2

I need to use gghighlight in a clustered bar chart in R in order to highlight only one single bar. My code and sample data looks like this:

library(tidyr)
library(ggplot2)
dat <- data.frame(country=c('USA','Brazil','Ghana','England','Australia'), Stabbing=c(15,10,9,6,7), Accidents=c(20,25,21,28,15), Suicide=c(3,10,7,8,6))
dat.m <- melt(dat, id.vars='country')
dat.g <- gather(dat, type, value, -country)
ggplot(dat.g, aes(type, value)) + 
  geom_bar(aes(fill = country), stat = "identity", position = "dodge") +
  gghighlight(type == "Accidents" & country == "Brazil")

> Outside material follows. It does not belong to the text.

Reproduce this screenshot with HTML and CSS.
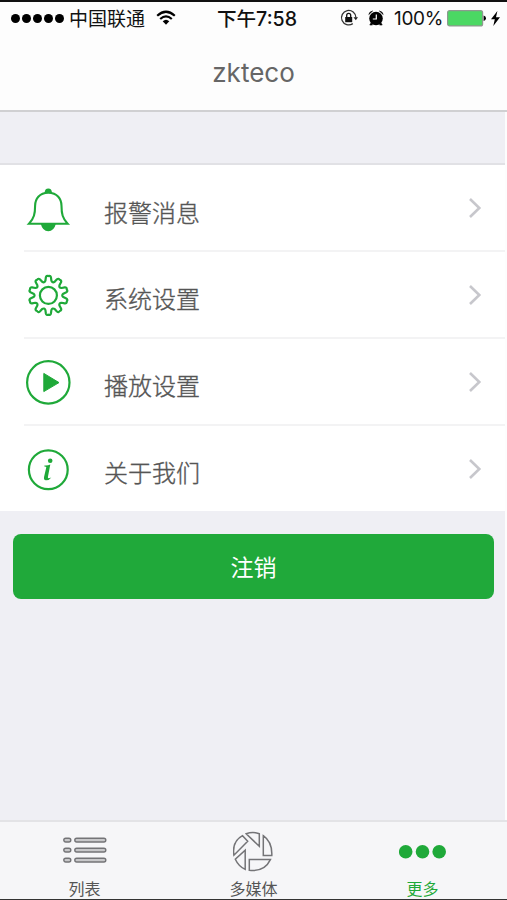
FILE: index.html
```html
<!DOCTYPE html>
<html lang="zh-CN">
<head>
<meta charset="utf-8">
<title>zkteco</title>
<link rel="stylesheet" href="styles.css">
</head>
<body>
<div class="app">
  <header class="header">
    <div class="status">
      <div class="status-left">
        <span class="signal"><i></i><i></i><i></i><i></i><i></i></span>
        <span class="carrier">中国联通</span>
        <svg class="wifi" width="20" height="16" viewBox="0 0 20 16" fill="none" stroke="#000" stroke-width="2.2">
          <path d="M1.2 5.7Q10-2.2 18.8 5.7M4.2 9Q10 3.9 15.8 9"/>
          <path d="M6.7 11.3Q10 8.3 13.3 11.3L10 14.8Z" fill="#000" stroke="none"/>
        </svg>
      </div>
      <div class="time">下午7:58</div>
      <div class="status-right">
        <svg class="lock" width="18" height="18" viewBox="0 0 18 18">
          <path d="M12.8 14.6A7.2 7.2 0 1 1 15.9 8.6" fill="none" stroke="#333" stroke-width="1.3"/>
          <path d="M13.5 8.3h4.5l-2.2 3z" fill="#222"/>
          <rect x="5.2" y="8" width="7" height="5.2" fill="#111"/>
          <path d="M6.7 8V6.4a2 2 0 0 1 4 0V8" fill="none" stroke="#111" stroke-width="1.3"/>
        </svg>
        <svg class="alarm" width="16" height="16" viewBox="0 0 16 16">
          <circle cx="8" cy="8.5" r="6.8"/>
          <path d="M.8 4.5Q1.2 1.8 4.6 1ZM15.2 4.5Q14.8 1.8 11.4 1ZM3.2 12.5L1.8 15H4.5ZM12.8 12.5L14.2 15H11.5Z" stroke="#000" stroke-width=".6"/>
          <path d="M8.3 4.5V9H4.8" fill="none" stroke="#fff" stroke-width="1.2"/>
        </svg>
        <span class="percent">100%</span>
        <svg class="battery" width="39" height="17" viewBox="0 0 39 17">
          <rect x=".6" y=".6" width="35" height="15.3" rx="2" fill="#4bd863" stroke="#8d9a8f" stroke-width="1.2"/>
          <path d="M36.6 5.5Q39 6 39 8.3T36.6 11Z"/>
        </svg>
        <svg class="bolt" width="9" height="15" viewBox="0 0 9 15"><path d="M6.4 0L0 8.3H3.8L2.3 15L9 6.2H5Z"/></svg>
      </div>
    </div>
    <h1 class="title">zkteco</h1>
  </header>
  <main class="main">
    <ul class="menu">
      <li class="item">
        <svg class="icon" width="48" height="48" viewBox="0 0 48 48">
          <path d="M24.3 8.7C15.3 8.7 11.1 15 11.1 21.8C11.1 29.8 10 34.5 5 39.7H43.6C38.6 34.5 37.5 29.8 37.5 21.8C37.5 15 33.3 8.7 24.3 8.7Z" fill="none" stroke="#1fa939" stroke-width="2.1"/>
          <path d="M20.6 9Q20.8 4.6 24.3 4.6T28 9ZM16.8 40H31.8Q30 47.2 24.3 47.2T16.8 40Z" fill="#1fa939"/>
        </svg>
        <span class="label label-first">报警消息</span>
        <svg class="chevron" width="14" height="22" viewBox="0 0 14 22"><path d="M2 2L11.3 11L2 20"/></svg>
      </li>
      <li class="item">
        <svg class="icon gear" width="48" height="48" viewBox="-24.4 -24.4 48 48" fill="none" stroke="#1fa939" stroke-width="2.2"></svg>
        <span class="label">系统设置</span>
        <svg class="chevron" width="14" height="22" viewBox="0 0 14 22"><path d="M2 2L11.3 11L2 20"/></svg>
      </li>
      <li class="item">
        <svg class="icon" width="48" height="48" viewBox="0 0 48 48">
          <circle cx="24.3" cy="24.4" r="21.2" fill="none" stroke="#1fa939" stroke-width="2.2"/>
          <path d="M19.8 15.4L35 24.6L19.8 33.6Z" fill="#1fa939" stroke="#1fa939" stroke-linejoin="round"/>
        </svg>
        <span class="label">播放设置</span>
        <svg class="chevron" width="14" height="22" viewBox="0 0 14 22"><path d="M2 2L11.3 11L2 20"/></svg>
      </li>
      <li class="item">
        <svg class="icon" width="48" height="48" viewBox="0 0 48 48">
          <circle cx="24.3" cy="24.8" r="19.4" fill="none" stroke="#1fa939" stroke-width="2.2"/>
          <circle cx="26.2" cy="15.8" r="2.3" fill="#1fa939"/>
          <path d="M20.4 20.4Q23.5 20.8 26.3 19.4L23.9 32Q23.5 34.2 27.3 32.5Q25.2 35.5 21.8 35.3Q19.4 35 20.1 31.8L22.3 22.2Q22.3 21.5 20.4 21.4Z" fill="#1fa939"/>
        </svg>
        <span class="label">关于我们</span>
        <svg class="chevron" width="14" height="22" viewBox="0 0 14 22"><path d="M2 2L11.3 11L2 20"/></svg>
      </li>
    </ul>
    <button class="logout">注销</button>
  </main>
  <nav class="tabs">
    <div class="tab">
      <svg width="44" height="42" viewBox="0 0 44 42" fill="#c8c8ca" stroke="#747477" stroke-width="1.4">
        <rect x=".8" y="7.2" width="7" height="3.8" rx="1.9"/><rect x="11.8" y="7.2" width="31" height="3.8" rx="1.9"/>
        <rect x=".8" y="17.2" width="7" height="3.8" rx="1.9"/><rect x="11.8" y="17.2" width="31" height="3.8" rx="1.9"/>
        <rect x=".8" y="27.2" width="7" height="3.8" rx="1.9"/><rect x="11.8" y="27.2" width="31" height="3.8" rx="1.9"/>
      </svg>
      <span>列表</span>
    </div>
    <div class="tab">
      <svg width="42" height="42" viewBox="0 0 42 42" fill="none" stroke="#747477" stroke-width="1.5">
        <path d="M13.2 2.7Q20 .2 26.3 2.7V15.3ZM30.3 4.7Q39.4 11 38.8 24.5H30.3ZM37.4 28.6Q31.5 41 16.3 39.3V28.6ZM12.2 19.2V38.4Q5.5 35.2 2.3 28.2ZM.9 24.2Q-1.2 10.5 9.5 4.7L14.7 10.3Z"/>
      </svg>
      <span>多媒体</span>
    </div>
    <div class="tab active">
      <svg width="48" height="42" viewBox="0 0 48 42" fill="#1fa939"><circle cx="6.7" cy="20.7" r="6.8"/><circle cx="23.5" cy="20.7" r="6.8"/><circle cx="40.2" cy="20.7" r="6.8"/></svg>
      <span>更多</span>
    </div>
  </nav>
</div>
<script src="gear.js"></script>
</body>
</html>
```
FILE: gear.js
```js
const gear = document.querySelector('.gear');
const teeth = 10;
const step = Math.PI * 2 / teeth;
const point = (r, a) => (r * Math.sin(a)).toFixed(2) + ' ' + (-r * Math.cos(a)).toFixed(2);
let d = '';
for (let i = 0; i < teeth; i++) {
  const a = i * step;
  d += (i ? 'L' : 'M') + point(15, a - 0.2) + 'L' + point(18.2, a - 0.14) +
    'Q' + point(20.2, a - 0.1) + ' ' + point(19.3, a) +
    'Q' + point(20.2, a + 0.1) + ' ' + point(18.2, a + 0.14) +
    'L' + point(15, a + 0.2) + 'Q' + point(12.8, a + step / 2) + ' ' + point(15, a + step - 0.2);
}
gear.innerHTML = '<path stroke-linejoin="round" d="' + d + 'Z"/><circle r="8.5"/>';
```
FILE: styles.css
```css
* { box-sizing: border-box; }
body {
  margin: 0;
  background: #fdfdfd;
  font-family: Inter, "Noto Sans CJK SC", sans-serif;
}
.app {
  width: 507px;
  height: 900px;
  display: flex;
  flex-direction: column;
  border-top: 2px solid #111;
  border-bottom: 1px solid #333;
  overflow: hidden;
}
.header {
  height: 110px;
  flex: none;
  background: #fdfdfd;
  border-bottom: 2px solid #d0d0d2;
}
.status {
  height: 32px;
  display: grid;
  grid-template-columns: 215px 84px 1fr;
  align-items: center;
  color: #111;
}
.status-left, .status-right { display: flex; align-items: center; }
.status-left { padding-left: 11px; }
.signal { display: flex; gap: 2px; }
.signal i { width: 9px; height: 9px; border-radius: 50%; background: #000; }
.carrier { margin-left: 5px; padding-top: 3px; font-size: 19px; line-height: 28px; white-space: nowrap; }
.wifi { margin-left: 11px; }
.time { padding-top: 2px; font-size: 19.6px; font-weight: 500; line-height: 28px; white-space: nowrap; text-align: center; }
.status-right { padding-left: 41px; }
.alarm { margin-left: 10px; }
.percent { width: 48px; margin-left: 10px; padding-top: 2px; font-size: 19px; line-height: 28px; letter-spacing: -0.3px; }
.battery { margin-left: 5px; flex: none; }
.bolt { margin-left: 5px; flex: none; }
.title {
  margin: 22px 0 0;
  text-align: center;
  font-size: 26px;
  line-height: 34px;
  font-weight: 400;
  color: #666;
}
.main {
  flex: 1;
  width: 505px;
  padding-top: 51px;
  background: #efeff4;
}
.menu {
  margin: 0;
  padding: 0;
  list-style: none;
  background: #fff;
  border-top: 2px solid #e1e1e5;
}
.item {
  height: 87px;
  margin-left: 24px;
  display: flex;
  align-items: center;
  border-bottom: 2px solid #f3f3f4;
}
.item:last-child { height: 85px; border-bottom: 0; }
.icon { flex: none; }
.label {
  margin: 10px 0 0 32px;
  flex: 1;
  font-size: 24px;
  line-height: 36px;
  font-weight: 300;
  color: #555;
  -webkit-text-stroke: 0.35px #555;
}
.label-first { margin-top: 13px; }
.chevron { margin-right: 23px; fill: none; stroke: #c7c7cc; stroke-width: 2.6; }
.logout {
  display: block;
  width: 481px;
  height: 65px;
  margin: 23px 0 0 13px;
  padding: 0 0 2px;
  border: 0;
  border-radius: 8px;
  background: #20a93a;
  color: #fff;
  font: 23px/34px "Noto Sans CJK SC", sans-serif;
}
.tabs {
  height: 79px;
  flex: none;
  display: grid;
  grid-template-columns: repeat(3, 169px);
  border-top: 2px solid #e3e3e6;
  background: #f6f6f8;
}
.tab {
  padding-top: 9px;
  display: flex;
  flex-direction: column;
  align-items: center;
  color: #555;
  font-size: 16px;
  line-height: 24px;
}
.tab span { margin-top: 4px; }
.tab.active { color: #1fa939; }
```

But this gives me this awkward

graph

How can I get gghighlight to highlight only one single bar of one group (so combining two conditions for two discrete variables)?

tjebo
  • 21,977
  • 7
  • 58
  • 94
Ben
  • 23
  • 5
  • It seems to be related to the use of `dodge` only. Maybe a bug that have not yet been reported. – dc37 Mar 09 '20 at 22:49
  • 1
    I agree it looks as if this is related to dodging - but don't think this is a bug. I believe currently gghighlight is not *meant* to be used with dodge. None of the examples in the `gghighlight` [vignette](https://cran.r-project.org/web/packages/gghighlight/vignettes/gghighlight.html) contains dodge. May be a reason for a feature request. Or just plot it in good old separating the data way. – tjebo Mar 09 '20 at 23:20
  • 1
    @Tjebo, I agree. I mis-expressed myself when mentioning this as a bug. – dc37 Mar 09 '20 at 23:46

2 Answers2

4

Here are two alternative options for highlighting a single column in this type of plot:

1) make a new variable (named highlight below) and fill by that (and, if you like, use the line colors to color by country)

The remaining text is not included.